What is required
Find the word "styles" in the material below and gather every line that contains it.

Available data

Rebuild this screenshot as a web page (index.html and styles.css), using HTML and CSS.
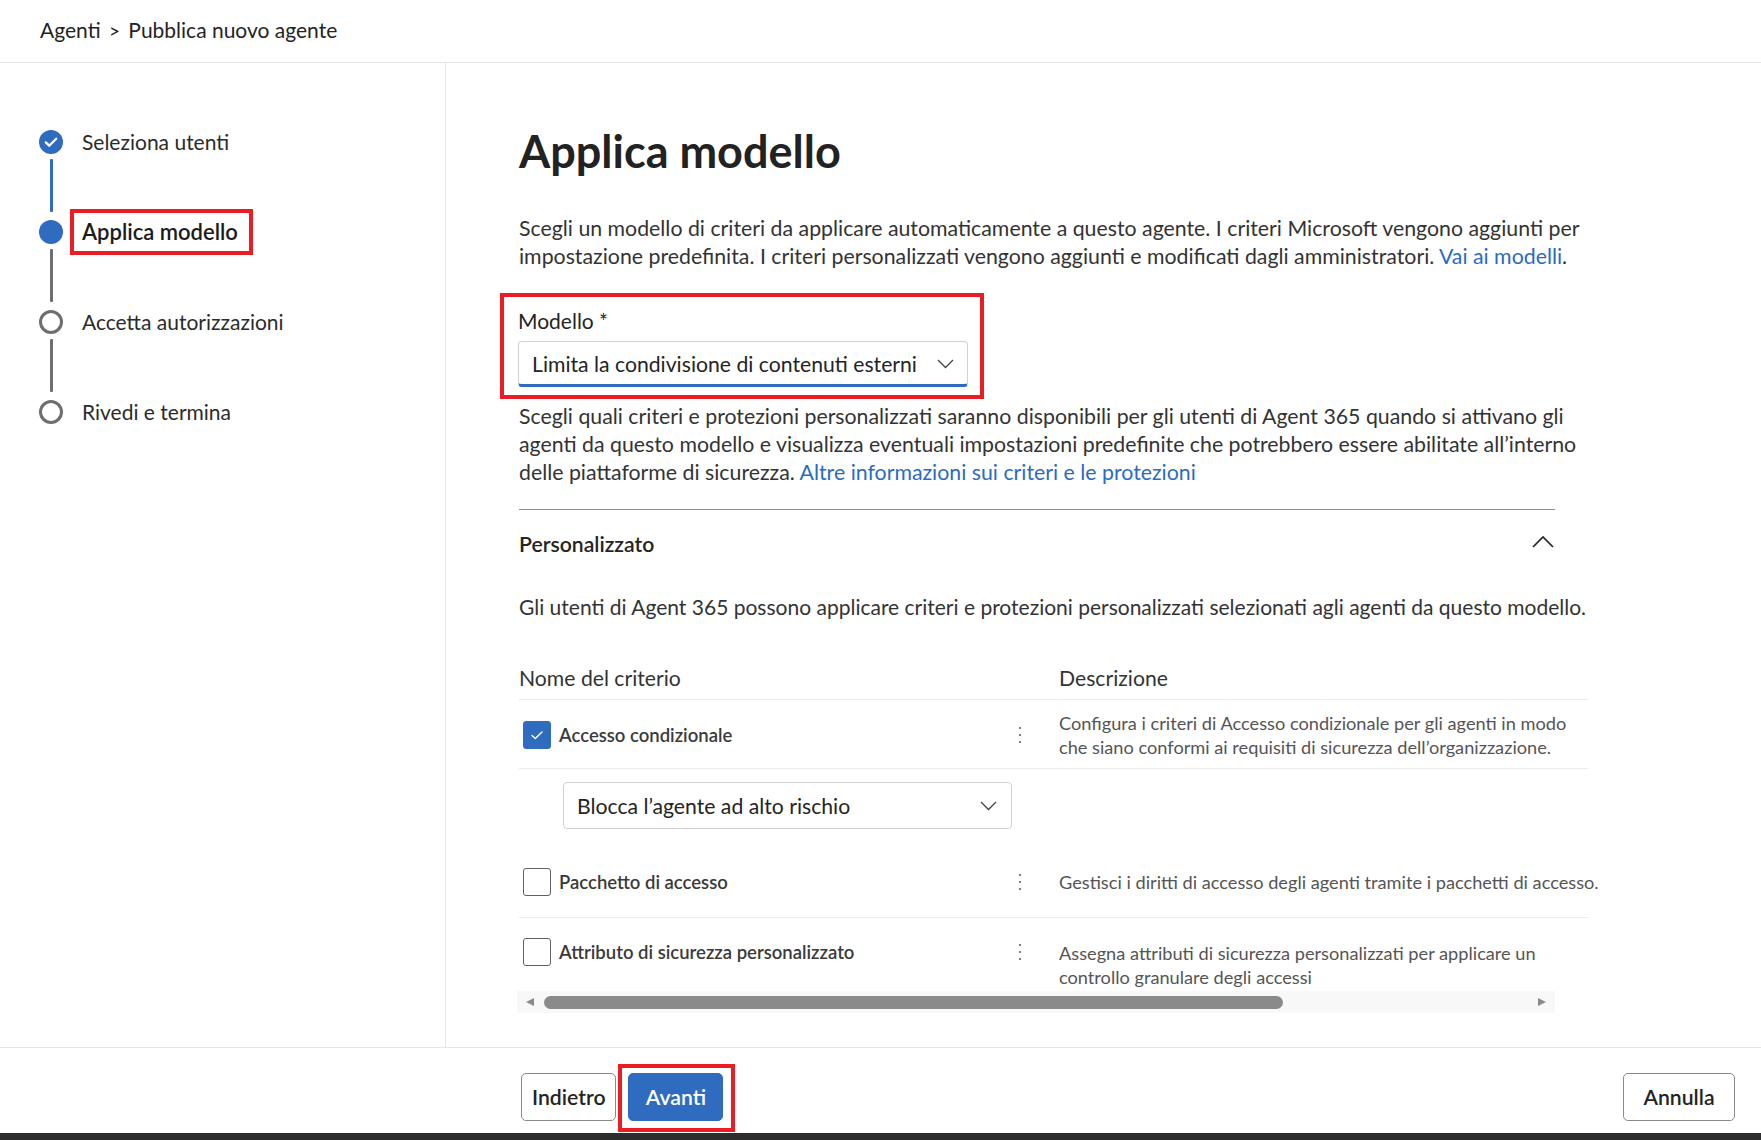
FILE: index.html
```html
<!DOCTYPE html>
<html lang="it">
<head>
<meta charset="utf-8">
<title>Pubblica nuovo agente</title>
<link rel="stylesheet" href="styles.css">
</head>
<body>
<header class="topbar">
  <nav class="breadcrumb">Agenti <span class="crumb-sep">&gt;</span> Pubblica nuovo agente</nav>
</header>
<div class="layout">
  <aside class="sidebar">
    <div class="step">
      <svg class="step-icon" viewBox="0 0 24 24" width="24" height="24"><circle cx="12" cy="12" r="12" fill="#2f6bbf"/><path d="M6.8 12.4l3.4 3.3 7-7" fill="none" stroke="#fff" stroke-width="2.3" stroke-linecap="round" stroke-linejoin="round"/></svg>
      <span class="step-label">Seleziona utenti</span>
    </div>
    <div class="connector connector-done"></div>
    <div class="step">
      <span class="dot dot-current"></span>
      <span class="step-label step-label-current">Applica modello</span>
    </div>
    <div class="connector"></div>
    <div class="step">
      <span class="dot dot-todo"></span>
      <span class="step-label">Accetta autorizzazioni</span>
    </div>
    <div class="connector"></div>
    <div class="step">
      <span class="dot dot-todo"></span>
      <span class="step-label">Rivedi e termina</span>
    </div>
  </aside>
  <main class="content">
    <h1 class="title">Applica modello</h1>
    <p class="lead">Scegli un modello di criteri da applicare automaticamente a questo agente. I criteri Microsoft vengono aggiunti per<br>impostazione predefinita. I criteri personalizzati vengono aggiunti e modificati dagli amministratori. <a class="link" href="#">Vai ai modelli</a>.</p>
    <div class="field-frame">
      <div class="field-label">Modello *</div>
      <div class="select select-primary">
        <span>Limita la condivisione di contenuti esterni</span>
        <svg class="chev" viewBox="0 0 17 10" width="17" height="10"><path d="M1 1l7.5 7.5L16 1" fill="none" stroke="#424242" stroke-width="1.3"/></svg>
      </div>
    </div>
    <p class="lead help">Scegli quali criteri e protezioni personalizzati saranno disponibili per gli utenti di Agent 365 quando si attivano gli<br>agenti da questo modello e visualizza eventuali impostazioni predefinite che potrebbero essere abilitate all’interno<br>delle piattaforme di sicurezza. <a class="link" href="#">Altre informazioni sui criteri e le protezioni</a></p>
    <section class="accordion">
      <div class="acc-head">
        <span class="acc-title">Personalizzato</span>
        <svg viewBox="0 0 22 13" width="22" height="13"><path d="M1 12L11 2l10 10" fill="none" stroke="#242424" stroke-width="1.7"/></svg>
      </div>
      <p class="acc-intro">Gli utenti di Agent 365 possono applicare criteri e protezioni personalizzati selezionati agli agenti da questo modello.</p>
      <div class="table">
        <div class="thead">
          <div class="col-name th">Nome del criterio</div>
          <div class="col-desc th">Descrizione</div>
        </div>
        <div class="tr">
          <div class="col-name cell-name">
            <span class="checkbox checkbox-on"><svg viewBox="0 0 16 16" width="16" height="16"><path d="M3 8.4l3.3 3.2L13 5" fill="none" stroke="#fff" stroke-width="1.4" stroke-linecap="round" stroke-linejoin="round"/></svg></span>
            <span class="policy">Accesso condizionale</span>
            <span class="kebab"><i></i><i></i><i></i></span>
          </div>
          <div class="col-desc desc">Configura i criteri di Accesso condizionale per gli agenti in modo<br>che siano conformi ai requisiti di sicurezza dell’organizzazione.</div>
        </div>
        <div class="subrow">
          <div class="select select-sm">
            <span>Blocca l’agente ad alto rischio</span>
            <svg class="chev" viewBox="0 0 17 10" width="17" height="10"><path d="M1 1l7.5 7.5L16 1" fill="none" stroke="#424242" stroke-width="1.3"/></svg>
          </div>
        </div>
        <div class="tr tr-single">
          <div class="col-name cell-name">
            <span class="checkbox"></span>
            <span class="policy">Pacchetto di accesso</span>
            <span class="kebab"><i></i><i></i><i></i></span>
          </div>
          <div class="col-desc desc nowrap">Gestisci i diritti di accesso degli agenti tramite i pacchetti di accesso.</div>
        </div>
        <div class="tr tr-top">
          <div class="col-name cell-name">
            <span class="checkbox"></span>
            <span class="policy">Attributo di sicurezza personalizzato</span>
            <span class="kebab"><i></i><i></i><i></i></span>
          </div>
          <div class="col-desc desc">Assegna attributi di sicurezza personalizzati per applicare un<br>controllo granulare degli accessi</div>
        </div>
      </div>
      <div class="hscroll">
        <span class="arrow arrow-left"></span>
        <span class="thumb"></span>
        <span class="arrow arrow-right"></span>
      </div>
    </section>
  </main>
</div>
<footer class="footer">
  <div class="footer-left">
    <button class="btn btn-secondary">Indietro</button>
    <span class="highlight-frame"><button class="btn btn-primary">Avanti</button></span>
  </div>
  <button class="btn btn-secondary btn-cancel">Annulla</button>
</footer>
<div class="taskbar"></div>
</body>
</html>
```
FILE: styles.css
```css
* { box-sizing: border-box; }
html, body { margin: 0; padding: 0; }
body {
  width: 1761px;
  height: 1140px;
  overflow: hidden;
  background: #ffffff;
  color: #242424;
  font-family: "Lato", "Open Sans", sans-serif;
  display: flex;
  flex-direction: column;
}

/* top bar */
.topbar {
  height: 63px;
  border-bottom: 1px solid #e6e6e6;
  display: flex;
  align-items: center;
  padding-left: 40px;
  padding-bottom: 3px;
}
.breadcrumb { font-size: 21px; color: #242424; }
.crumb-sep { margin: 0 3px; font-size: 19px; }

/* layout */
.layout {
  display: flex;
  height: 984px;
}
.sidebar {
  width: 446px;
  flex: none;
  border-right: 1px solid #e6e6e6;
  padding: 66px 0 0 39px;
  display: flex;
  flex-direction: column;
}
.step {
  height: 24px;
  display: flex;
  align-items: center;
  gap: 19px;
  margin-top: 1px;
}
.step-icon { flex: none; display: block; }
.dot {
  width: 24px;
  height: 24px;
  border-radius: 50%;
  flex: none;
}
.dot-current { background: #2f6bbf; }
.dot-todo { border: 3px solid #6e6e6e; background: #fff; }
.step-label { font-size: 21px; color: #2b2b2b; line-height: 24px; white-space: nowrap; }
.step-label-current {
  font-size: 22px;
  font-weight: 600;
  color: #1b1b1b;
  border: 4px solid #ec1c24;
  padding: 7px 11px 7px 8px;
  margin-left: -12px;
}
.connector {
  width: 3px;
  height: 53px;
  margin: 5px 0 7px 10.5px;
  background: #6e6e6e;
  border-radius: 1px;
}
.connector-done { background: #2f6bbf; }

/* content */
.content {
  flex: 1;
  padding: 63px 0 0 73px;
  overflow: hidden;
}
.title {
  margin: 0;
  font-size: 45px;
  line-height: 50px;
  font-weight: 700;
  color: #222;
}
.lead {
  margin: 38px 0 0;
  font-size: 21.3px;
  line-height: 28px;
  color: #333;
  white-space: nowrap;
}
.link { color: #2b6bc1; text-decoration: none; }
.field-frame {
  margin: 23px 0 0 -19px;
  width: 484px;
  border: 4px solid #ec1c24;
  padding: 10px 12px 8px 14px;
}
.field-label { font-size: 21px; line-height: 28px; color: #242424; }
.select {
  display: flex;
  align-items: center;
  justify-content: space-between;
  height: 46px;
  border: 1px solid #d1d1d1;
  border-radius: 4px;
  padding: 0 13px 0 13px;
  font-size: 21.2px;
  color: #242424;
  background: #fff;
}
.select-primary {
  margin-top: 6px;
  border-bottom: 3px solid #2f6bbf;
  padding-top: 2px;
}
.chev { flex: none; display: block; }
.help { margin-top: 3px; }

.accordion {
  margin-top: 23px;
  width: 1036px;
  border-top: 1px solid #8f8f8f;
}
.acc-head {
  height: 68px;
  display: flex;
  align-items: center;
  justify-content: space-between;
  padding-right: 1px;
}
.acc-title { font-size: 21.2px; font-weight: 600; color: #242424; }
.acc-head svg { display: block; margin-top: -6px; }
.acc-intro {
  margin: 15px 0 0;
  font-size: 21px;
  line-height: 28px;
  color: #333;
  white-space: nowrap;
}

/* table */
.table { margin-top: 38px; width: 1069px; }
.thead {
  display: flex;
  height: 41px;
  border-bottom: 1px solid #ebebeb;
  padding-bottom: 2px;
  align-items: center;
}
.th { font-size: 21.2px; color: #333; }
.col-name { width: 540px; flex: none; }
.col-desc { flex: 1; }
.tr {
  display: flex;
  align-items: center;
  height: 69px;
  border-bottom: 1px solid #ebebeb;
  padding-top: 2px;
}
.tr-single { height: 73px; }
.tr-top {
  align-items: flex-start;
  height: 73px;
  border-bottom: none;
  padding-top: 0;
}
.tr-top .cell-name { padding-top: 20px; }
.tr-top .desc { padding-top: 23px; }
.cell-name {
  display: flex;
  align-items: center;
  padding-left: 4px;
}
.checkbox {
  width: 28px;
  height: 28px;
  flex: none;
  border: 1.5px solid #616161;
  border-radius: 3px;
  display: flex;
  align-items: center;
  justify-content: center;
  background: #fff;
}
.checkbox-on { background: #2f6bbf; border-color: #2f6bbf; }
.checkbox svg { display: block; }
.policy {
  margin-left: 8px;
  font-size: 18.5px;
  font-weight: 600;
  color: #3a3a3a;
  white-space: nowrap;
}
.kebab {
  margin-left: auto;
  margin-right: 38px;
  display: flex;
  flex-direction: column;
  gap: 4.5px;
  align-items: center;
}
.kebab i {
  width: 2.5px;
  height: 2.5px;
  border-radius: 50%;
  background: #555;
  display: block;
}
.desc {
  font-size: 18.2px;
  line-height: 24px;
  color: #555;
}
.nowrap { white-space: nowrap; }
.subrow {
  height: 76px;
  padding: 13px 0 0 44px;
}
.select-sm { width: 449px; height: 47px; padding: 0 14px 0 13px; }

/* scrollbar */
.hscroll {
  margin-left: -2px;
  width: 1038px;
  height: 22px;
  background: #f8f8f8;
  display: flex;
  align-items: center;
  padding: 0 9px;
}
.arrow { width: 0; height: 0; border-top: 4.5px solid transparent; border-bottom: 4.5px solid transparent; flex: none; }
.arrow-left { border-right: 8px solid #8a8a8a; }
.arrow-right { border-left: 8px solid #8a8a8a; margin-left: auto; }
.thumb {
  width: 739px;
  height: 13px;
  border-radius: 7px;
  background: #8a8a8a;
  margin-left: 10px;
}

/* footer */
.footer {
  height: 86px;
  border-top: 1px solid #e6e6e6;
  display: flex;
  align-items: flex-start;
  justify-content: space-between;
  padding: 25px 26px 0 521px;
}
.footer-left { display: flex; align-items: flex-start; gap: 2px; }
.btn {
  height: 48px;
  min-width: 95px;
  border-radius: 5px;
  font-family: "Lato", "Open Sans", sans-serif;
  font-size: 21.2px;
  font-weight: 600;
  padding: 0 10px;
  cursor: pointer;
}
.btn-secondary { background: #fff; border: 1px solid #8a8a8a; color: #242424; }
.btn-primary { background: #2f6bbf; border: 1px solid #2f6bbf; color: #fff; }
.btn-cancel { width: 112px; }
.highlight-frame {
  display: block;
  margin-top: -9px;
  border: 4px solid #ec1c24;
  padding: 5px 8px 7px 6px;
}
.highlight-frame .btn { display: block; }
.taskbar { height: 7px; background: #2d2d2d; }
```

Correct output
Rebuild this screenshot as a web page (index.html and styles.css), using HTML and CSS.
<link rel="stylesheet" href="styles.css">
FILE: styles.css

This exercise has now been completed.